The reason it’s bang on the money is twofold. Firstly, the metaphor of growing up exemplifies the fact that Pissed Jeans are one of few current bands who seem to go from strength to strength with every release. The brashly titled King Of Jeans is the newly-expanded quartet’s third longplayer, and to say it’s their best yet is an understatement. Shallow was a brattish Technicolor vomit of an album, chaotic and brutal like Flipper at their most depressing, but with a dash of dark humour. Hope For Men was My War sludge from the perspective of a nine to five knuckle dragger and one of the albums of 2007. But King of Jeans is the real deal: bigger, bolder, smarter, funnier, harder, faster.

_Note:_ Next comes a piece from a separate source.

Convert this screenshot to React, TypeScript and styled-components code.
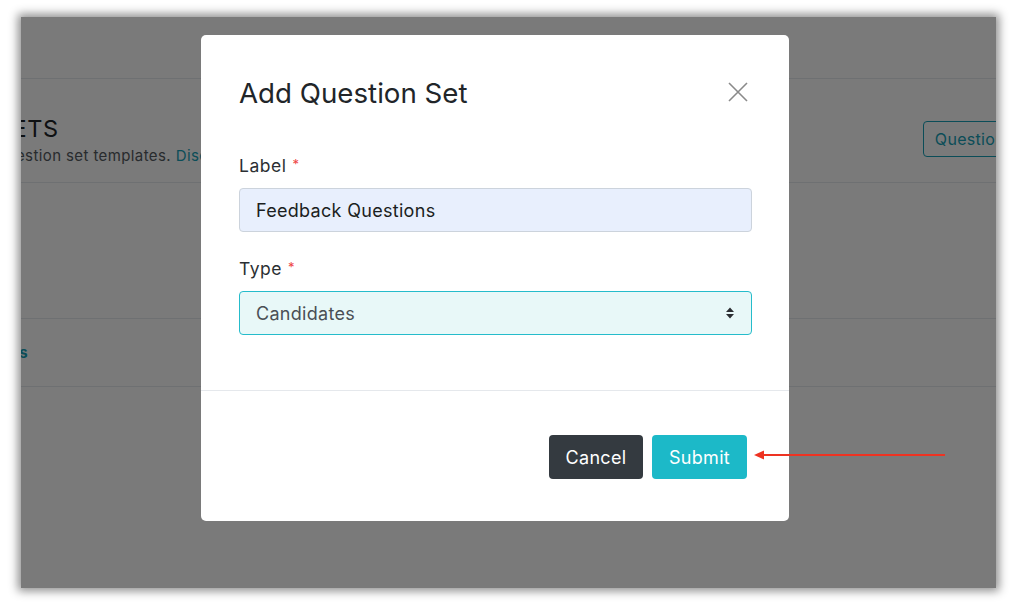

That much is evident as soon as 'False Jesii Part II' kicks in with a jackhammer riff like Tad at their finest, as the drumkit thumps and thuds. And then Matt Korvette’s signature howling vocals kick in. He half spits and half hollers “I could match you drink for drink… but I don’t bother” with that sleazy howl of his, and you feel like singing along. The track is easily their most accessible to date, but it doesn’t seem to compromise any of their hard edges, a pattern which is repeated throughout: see the saucy swagger of ‘Lip-Ring’ and the queasily lumbering ‘R-Rated Movie’.

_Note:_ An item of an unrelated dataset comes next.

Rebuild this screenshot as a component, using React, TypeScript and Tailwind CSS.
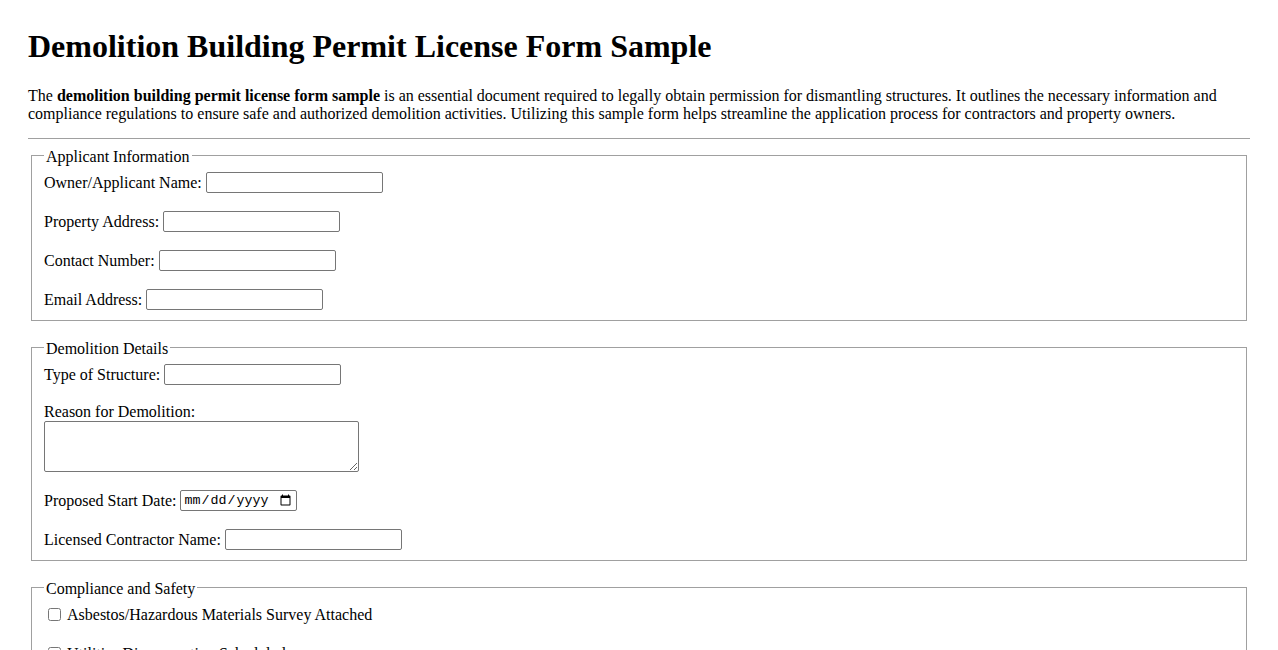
import React from 'react'

const inputCls =
  'h-[21px] w-[177px] rounded-[2px] border border-[#767676] bg-white px-[2px] py-[1px] text-[13.33px] font-["Liberation_Sans",Arial,sans-serif]'

function TextRow({ label }: { label: string }) {
  return (
    <div className="flex h-[21px] items-center">
      <label className="whitespace-nowrap">{label}</label>
      <input type="text" className={`ml-[4px] ${inputCls}`} />
    </div>
  )
}

function CheckRow({ label }: { label: string }) {
  return (
    <div className="flex h-[21px] items-center">
      <input type="checkbox" className="mt-[3px] mr-[3px] mb-[3px] ml-[4px] h-[13px] w-[13px]" />
      <label className="ml-[3px]">{label}</label>
    </div>
  )
}

function Section({ title, children, first }: { title: string; children: React.ReactNode; first?: boolean }) {
  return (
    <fieldset className={`${first ? '' : 'mt-[17px]'} mx-[3px] border border-[#a0a0a0] px-[12px] pt-[7px] pb-[10px]`}>
      <legend className="px-[2px] pt-[3px] leading-[16px]">{title}</legend>
      <div className="flex flex-col gap-[18px]">{children}</div>
    </fieldset>
  )
}

export default function App() {
  return (
    <div className="min-h-screen bg-white px-[28px] pt-[28px] pb-[28px] text-[16px] text-black font-['Liberation_Serif','Times_New_Roman',serif]">
      {/* heading */}
      <h1 className="mb-[22px] text-[32px] font-bold leading-[37px]">
        Demolition Building Permit License Form Sample
      </h1>
      <p className="mb-[15px] leading-[18px]">
        The <strong>demolition building permit license form sample</strong> is an essential document required to
        legally obtain permission for dismantling structures. It outlines the necessary information and compliance
        regulations to ensure safe and authorized demolition activities. Utilizing this sample form helps streamline
        the application process for contractors and property owners.
      </p>
      <hr className="mb-[7px] border-t border-[#a0a0a0]" />

      <form>
        <Section title="Applicant Information" first>
          <TextRow label="Owner/Applicant Name:" />
          <TextRow label="Property Address:" />
          <TextRow label="Contact Number:" />
          <TextRow label="Email Address:" />
        </Section>

        <Section title="Demolition Details">
          <TextRow label="Type of Structure:" />
          <div>
            <label className="block leading-[18px]">Reason for Demolition:</label>
            <textarea className="block h-[51px] w-[315px] rounded-[2px] border border-[#767676] bg-white px-[2px] py-[1px] text-[13.33px]" />
          </div>
          <div className="flex h-[21px] items-center">
            <label className="whitespace-nowrap">Proposed Start Date:</label>
            <input
              type="date"
              className="ml-[4px] h-[21px] w-[117px] rounded-[2px] border border-[#767676] bg-white px-[2px] text-[13.33px] font-['Liberation_Mono',monospace]"
            />
          </div>
          <TextRow label="Licensed Contractor Name:" />
        </Section>

        <Section title="Compliance and Safety">
          <CheckRow label="Asbestos/Hazardous Materials Survey Attached" />
          <CheckRow label="Utilities Disconnection Scheduled" />
          <CheckRow label="Neighbor Notification Completed" />
          <CheckRow label="Site Safety Plan Submitted" />
        </Section>

        <div className="mt-[16px]">
          <button type="submit" className="rounded-[2px] border border-[#767676] bg-[#efefef] px-[6px] py-[1px] text-[13.33px] font-['Liberation_Sans',Arial,sans-serif]">
            Submit Application
          </button>
        </div>
      </form>
    </div>
  )
}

Secondly, the album serves as a brutal, visceral portrait of the ‘normality’ of the nine to five. Korvette has improved his lyrics: he’s still able to make you feel stomach-churningly uncomfortable, but he’s augmented his bitterness and blunt depravity with the kind of things people can relate to: stress, work, tiredness, futile workplace crushes and age. It’s not completely unexpected – Hope For Men displayed similar tendencies – but what's shifted is how well he captures his subject matter. He’s no verbiose chronicler, but he has a canny knack of picking the right line. 'Dream Smotherer' might be an ear-shattering slab of molten guitar and thumping basslines, Korvette howling about plastic smiles and buttoned shirts, but as it winds down an incredible array of whining notes are coaxed from a six string, Korvette pleading “I will help you make ends meet, if you will let me get some sleep”. His delivery is as ever, painful: whether yelling like David Yow or coquettishly toying the words like a broken drag act.
Musically, there’s little change in tone – hard-edged sludge guitars and ear-wrenching feedback a la Scratch Acid with some wonderfully bent shredded solos dominating the afore mentioned 'Dream Smotherer' and the whining, pleading howl of a lonely guitar picking out light(er) moments such as the slow burning foreplay of ‘Request For Masseuse’. The rhythm section is definitely second fiddle to the snarling vocal and guitar performances on display, but that’s perhaps a measure of just how tight they’re sounding these days.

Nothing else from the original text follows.